Kevin Keogan, who serves as the interim Newark vice president for the Rutgers adjunct union, also questioned “the choices and priorities reflected in Rutgers recent fiscal budgets,” in particular, “the lack of funding for my fellow adjuncts who provide crucial labor without fair compensation.”
“All budgets must distinguish between necessities and discretionary spending,” he told the board. “Rutgers is a public university with a core mission–to provide quality, higher education to its students. Rutgers should do whatever is possible to provide all faculty with a stable work environment, fair wages and benefits, so they can focus on teaching students. This is not the case for poorly paid adjuncts who have to re-apply for their positions every semester, and are offered no health benefits.”
Keogan, like Letwin, asked the Board of Governors to press Holloway to accede to our union’s democratic will. Holloway’s response? Crickets.
As one adjunct colleague of mine said to me afterward, “apparently great leaders defer.”
None of this comes as a surprise. We submitted more than 1,100 signed cards to Holloway’s office on May 18 with a letter asking him to accept the merger. We spent about three months actively working with our members to win support for the merger and our goal of a single faculty — #OneFaculty — that can negotiate as a single entity and end the university’s practice of pitting different bargaining units against each other. Holloway — again, not surprisingly — has yet to answer, which is what drew us to Winants Hall on the New Brunswick campus on Tuesday for the Board of Governors meeting.
There were about two dozen of us there, including adjuncts (known as part-time lecturers), students (both graduate and undergraduates), and non-tenure faculty. We handed out fliers and a letter to board members explaining our demands.
The board members were cordial as they entered the building, most taking our letters, some chatting briefly. The letter, which I helped draft, describes how the state’s “flagship university,” which “provides a quality education to almost 70,000 undergraduate and graduate students,” enforces academic inequity not just among its educators but between us and the administration, which has grown in size and salary in recent years.
The inequity shows up in our paychecks — which are a fraction of the per-class wages paid to our full-time colleagues, even though we perform the same work. Overall, the university — like most across the country — has engaged in what has been dubbed “adjunctification,” though a better description might be “casualization” or “gigification.” We teach a third of the classes. Another third are taught by non-tenured full-timers. Just 30 percent are taught by tenured faculty — an almost complete turnaround accomplished in just the last couple of decades. Adjuncts are the flex-piece of the university faculty. We are numbers on a spreadsheet, and watch as our jobs come and go as enrollment ebbs and flows.
This is bad for us and for students. As we stood outside Winants, tour groups of incoming freshmen passed by, some stopping. We explained why we were there and what adjuncts are, discussing how our lack of job protection and fair pay affects them. The intersection of pay inequality and insecurity is bad for academic inquiry and classroom discussion; it is bad for the student-mentor relationship for which we strive and from which students greatly benefit.
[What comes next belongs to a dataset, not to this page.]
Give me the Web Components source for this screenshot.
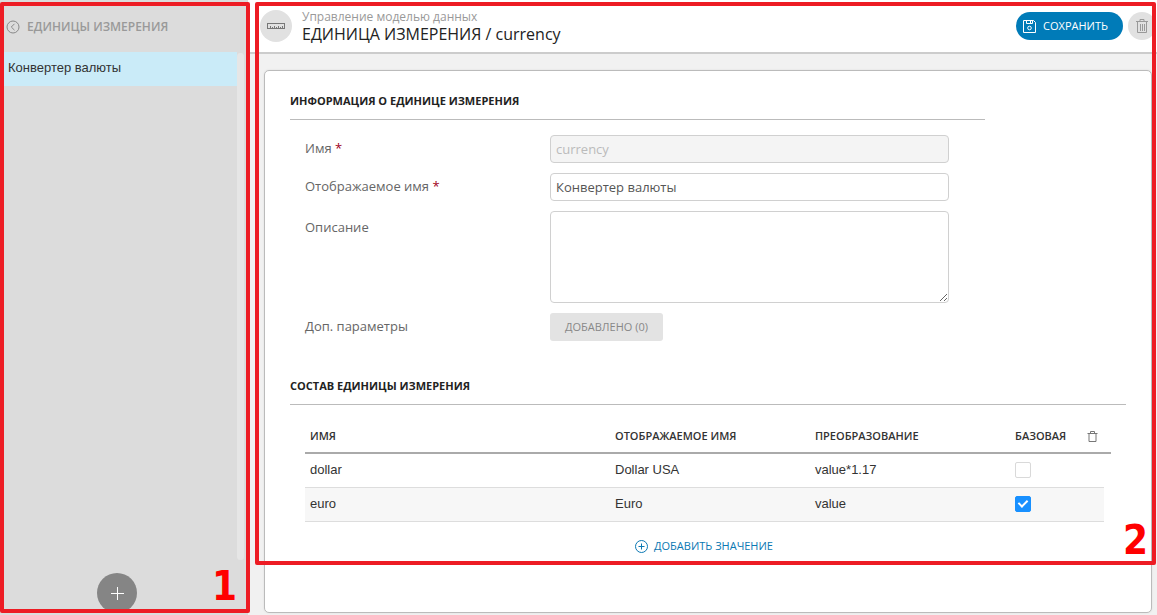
<!DOCTYPE html>
<html lang="ru">
<head>
<meta charset="utf-8">
<title>Единицы измерения</title>
<style>
  html, body { height: 100%; margin: 0; }
  body { overflow: hidden; background: #f1f1f1; font: 13px/18px "Open Sans", "Noto Sans", sans-serif; color: #666; }
</style>
</head>
<body>
<units-app>
  <unit-sidebar slot="sidebar" heading="ЕДИНИЦЫ ИЗМЕРЕНИЯ">
    <unit-item>Конвертер валюты</unit-item>
  </unit-sidebar>
  <page-header slot="main">
    <span slot="section">Управление моделью данных</span>
    <span slot="kind">ЕДИНИЦА ИЗМЕРЕНИЯ /</span>
    <span slot="name">currency</span>
  </page-header>
  <content-card slot="main">
    <form-section class="narrow" heading="ИНФОРМАЦИЯ О ЕДИНИЦЕ ИЗМЕРЕНИЯ">
      <form-field label="Имя" kind="text" value="currency" required disabled></form-field>
      <form-field label="Отображаемое имя" kind="text" value="Конвертер валюты" required></form-field>
      <form-field label="Описание" kind="area"></form-field>
      <form-field label="Доп. параметры" kind="button" value="ДОБАВЛЕНО (0)"></form-field>
    </form-section>
    <form-section heading="СОСТАВ ЕДИНИЦЫ ИЗМЕРЕНИЯ">
      <values-table></values-table>
    </form-section>
  </content-card>
</units-app>

<script>
const define = (name, html, setup) => customElements.define(name, class extends HTMLElement {
  connectedCallback() {
    if (this.shadowRoot) return;
    const template = document.createElement('template');
    template.innerHTML = typeof html === 'function' ? html(this) : html;
    this.attachShadow({ mode: 'open' }).append(template.content.cloneNode(true));
    if (setup) setup(this, this.shadowRoot);
  }
});

define('region-mark', `
  <style>
    :host { position: absolute; z-index: 5; box-sizing: border-box; border: 4px solid #ed1c24; border-radius: 2px; pointer-events: none;
      display: flex; justify-content: flex-end; align-items: flex-end;
      font: bold 40px/42px "DejaVu Sans Condensed", "DejaVu Sans", sans-serif; color: #f00; }
    span { padding: 0 var(--mark-gap, 4px) var(--mark-rise, 0) 0; }
  </style>
  <span><slot></slot></span>`);

define('units-app', `
  <style>
    :host { display: grid; grid-template-columns: 248px minmax(0, 1fr); height: 100vh; }
    main { position: relative; display: flex; flex-direction: column; min-width: 0; overflow: hidden; }
    aside { position: relative; display: flex; }
    .first { inset: 2px -2px 2px 0; --mark-gap: 9px; --mark-rise: 2px; }
    .second { inset: 2px 1px 50px 7px; }
  </style>
  <aside><slot name="sidebar"></slot><region-mark class="first">1</region-mark></aside>
  <main><slot name="main"></slot><region-mark class="second">2</region-mark></main>`);

define('unit-sidebar', el => `
  <style>
    :host { flex: 1; display: flex; flex-direction: column; background: #dcdcdc; }
    header { box-sizing: border-box; display: flex; align-items: center; gap: 7px; height: 52px; padding: 2px 0 0 6px; }
    h2 { margin: 0; font-size: 12px; line-height: 18px; font-weight: 600; color: #999; }
    button { border: 0; padding: 0; background: none; display: flex; }
    .list { flex: 1; display: flex; align-items: stretch; padding-right: 4px; }
    nav { flex: 1; }
    .track { width: 7px; margin-top: 1px; border-radius: 4px; background: #e6e6e6; }
    footer { display: flex; justify-content: center; padding: 13px 14px 2px 0; }
    .add { width: 40px; height: 40px; border-radius: 50%; background: #858585; align-items: center; justify-content: center; }
  </style>
  <header>
    <button type="button" aria-label="Назад">
      <svg width="14" height="14" viewBox="0 0 14 14" fill="none" stroke="#888"><circle cx="7" cy="7" r="6"/><path d="M8.5 3.8 5.3 7l3.2 3.2"/></svg>
    </button>
    <h2>${el.getAttribute('heading')}</h2>
  </header>
  <div class="list"><nav><slot></slot></nav><div class="track"></div></div>
  <footer><button class="add" type="button" aria-label="Добавить">
    <svg width="14" height="14" viewBox="0 0 14 14" stroke="#fff" fill="none"><path d="M7.5 1v13M1 7.5h13"/></svg>
  </button></footer>`);

define('unit-item', `
  <style>
    :host { display: block; }
    a { display: block; padding: 7px 8px 9px; background: #caebf8; color: #333; text-decoration: none;
      font: 13px/18px "Liberation Sans", Arial, sans-serif; }
  </style>
  <a href="#currency"><slot></slot></a>`);

define('page-header', `
  <style>
    :host { flex: none; display: flex; align-items: center; gap: 10px; height: 52px; padding-left: 12px; background: #fff; border-bottom: 2px solid #ccc; }
    .icon, .delete { flex: none; display: flex; align-items: center; justify-content: center; width: 32px; height: 32px; border: 0; padding: 0; border-radius: 50%; background: #e1e1e1; }
    .delete { width: 28px; height: 28px; }
    .titles { flex: 1; min-width: 0; padding-top: 1px; white-space: nowrap; }
    .section { font-size: 12px; line-height: 14px; color: #999; }
    h1 { margin: 0; font-size: 16px; line-height: 20px; font-weight: 400; color: #222; }
    .kind { font-weight: 500; }
    .actions { display: flex; gap: 5px; margin-right: 1px; }
    .save { display: flex; align-items: center; gap: 7px; height: 28px; padding: 0 15px 0 7px; border: 0; border-radius: 14px; background: #007bb8; color: #fff;
      font: 11px/18px "Open Sans", sans-serif; }
  </style>
  <div class="icon"><svg width="18" height="8" viewBox="0 0 18 8" fill="none" stroke="#777"><rect x=".5" y="1.5" width="17" height="5"/><path d="M3.5 4v2M5.5 5v1M7.5 4v2M9.5 5v1M11.5 4v2M13.5 5v1M15.5 4v2"/></svg></div>
  <div class="titles">
    <div class="section"><slot name="section"></slot></div>
    <h1><span class="kind"><slot name="kind"></slot></span> <slot name="name"></slot></h1>
  </div>
  <div class="actions">
    <button class="save" type="button">
      <svg width="13" height="13" viewBox="0 0 13 13" fill="none" stroke="#fff"><path d="M.5 .5h10l2 2v10H.5z"/><path d="M3.500 .5v3h6v-3M7.500 1v2"/><circle cx="6.500" cy="8" r="1.800"/></svg>
      СОХРАНИТЬ
    </button>
    <button class="delete" type="button" aria-label="Удалить">
      <svg width="12" height="14" viewBox="0 0 12 14" fill="none" stroke="#999"><path d="M0 2.500h12M4 2V.5h4V2M1.500 3v10.500h9V3M4.500 5v7M6.500 5v7M8.500 5v7"/></svg>
    </button>
  </div>`);

define('content-card', `
  <style>
    :host { flex: 1; min-height: 0; margin: 16px 5px 2px 16px; padding: 21px 25px 0; border: 1px solid #bbb; border-radius: 5px; background: #fff; box-shadow: 0 0 2px #ddd;
      display: flex; flex-direction: column; gap: 36px; }
  </style>
  <slot></slot>`);

define('form-section', el => `
  <style>
    :host { display: block; }
    :host(.narrow) { max-width: 695px; }
    h3 { margin: 0; padding-bottom: 9px; border-bottom: 1px solid #bbb; font-size: 11px; line-height: 18px; font-weight: 700; color: #222; }
    .body { display: flex; flex-direction: column; gap: 10px; padding: 15px 15px 0; }
  </style>
  <h3>${el.getAttribute('heading')}</h3>
  <div class="body"><slot></slot></div>`);

define('form-field', el => {
  const kind = el.getAttribute('kind'), value = el.getAttribute('value') || '';
  const control = kind === 'area' ? '<textarea id="control"></textarea>'
    : kind === 'button' ? `<button id="control" type="button">${value}</button>`
    : `<input id="control" type="text" value="${value}"${el.hasAttribute('disabled') ? ' disabled' : ''}>`;
  return `
  <style>
    :host { display: grid; grid-template-columns: 245px minmax(0, 399px); justify-items: start; }
    label { padding-top: 4px; font-size: 13px; line-height: 18px; color: #666; }
    :host([kind="area"]) label { padding-top: 7px; }
    b { font-weight: 400; color: #a00020; }
    input, textarea { box-sizing: border-box; display: block; width: 100%; height: 28px; margin: 0; padding: 0 5px; border: 1px solid #d0d0d0; border-radius: 4px;
      background: #fff; color: #555; font: 13px/18px "Open Sans", sans-serif; }
    input:disabled { background: #f4f4f4; color: #bbb; }
    textarea { height: 92px; }
    button { height: 28px; padding: 0 15px; border: 0; border-radius: 3px; background: #e3e3e3; color: #888; font: 11px/18px "Open Sans", sans-serif; }
  </style>
  <label for="control">${el.getAttribute('label')}${el.hasAttribute('required') ? ' <b>*</b>' : ''}</label>
  ${control}`;
});

define('values-table', `
  <style>
    :host { display: block; }
    table { width: 100%; border-collapse: separate; border-spacing: 0; table-layout: fixed; text-align: left; }
    th { height: 32px; padding: 0 5px; border-bottom: 2px solid #aaa; font-size: 11px; line-height: 18px; font-weight: 600; color: #333; }
    td { height: 31px; padding: 0 5px 2px; border-bottom: 1px solid #ddd; font: 13px/18px "Liberation Sans", Arial, sans-serif; color: #333; }
    tbody tr:nth-child(even) td { background: #f7f7f7; }
    th.icon, th.gutter { padding: 0; }
    th svg, td input { display: block; }
    input { appearance: none; box-sizing: border-box; width: 16px; height: 16px; margin: 0; border: 1px solid #d9d9d9; border-radius: 2px; background: #fff; }
    input:checked { border-color: #1890ff; background: #1890ff; }
    input:checked::after { content: ""; display: block; box-sizing: border-box; width: 6px; height: 9px; margin: 1px 4px; border: solid #fff; border-width: 0 2px 2px 0; transform: rotate(45deg); }
    .more { display: flex; justify-content: center; padding: 15px 8px 0 0; }
    .more button { display: flex; align-items: center; gap: 6px; border: 0; padding: 0; background: none; color: #0b78b3; font: 11px/18px "Open Sans", sans-serif; }
    col.c-text { width: 200px; } col.c-base { width: 77px; } col.c-remove { width: 17px; } col.c-gutter { width: 7px; }
  </style>
  <table>
    <colgroup><col><col class="c-text"><col class="c-text"><col class="c-base"><col class="c-remove"><col class="c-gutter"></colgroup>
    <thead><tr>
      <th>ИМЯ</th><th>ОТОБРАЖАЕМОЕ ИМЯ</th><th>ПРЕОБРАЗОВАНИЕ</th><th>БАЗОВАЯ</th>
      <th class="icon"><svg width="11" height="11" viewBox="0 0 11 11" fill="none" stroke="#777"><path d="M.5 2.500h10M3.500 2V.5h4V2M2 3v7.500h7V3"/></svg></th>
      <th class="gutter"></th>
    </tr></thead>
    <tbody>
      <tr><td>dollar</td><td>Dollar USA</td><td>value*1.17</td><td><input type="checkbox" aria-label="Базовая: dollar"></td><td></td></tr>
      <tr><td>euro</td><td>Euro</td><td>value</td><td><input type="checkbox" aria-label="Базовая: euro" checked></td><td></td></tr>
    </tbody>
  </table>
  <div class="more"><button type="button">
    <svg width="13" height="13" viewBox="0 0 13 13" fill="none" stroke="#0b78b3"><circle cx="6.500" cy="6.500" r="6"/><path d="M6.500 3.500v6M3.500 6.500h6"/></svg>
    ДОБАВИТЬ ЗНАЧЕНИЕ
  </button></div>`);
</script>
</body>
</html>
As Letwin told the board, “the quality of education provided to students suffers when their teachers are treated as disposable, second-class members of what President Holloway calls ‘Rutgers beloved community.’”
I think the students understand this, even if the administration refuses to. As we talked to the students, several asked good questions. A few were appalled at how we are treated, perhaps at what it will mean for them. But self-interest often leads to community interest and activism, and student support will be important as we move forward, as is the support of the rest of Rutgers’ workforce and the community as a whole.
Our demands are simple and fair: a contract, as Keogan says, that provides “a healthy work environment that treats all faculty fairly and equitably.”
“Rutgers’ budget,” Keogan said, “must reflect the basic principles of equity and fairness so that we have the resources and stability necessary to provide the best possible education for our students.”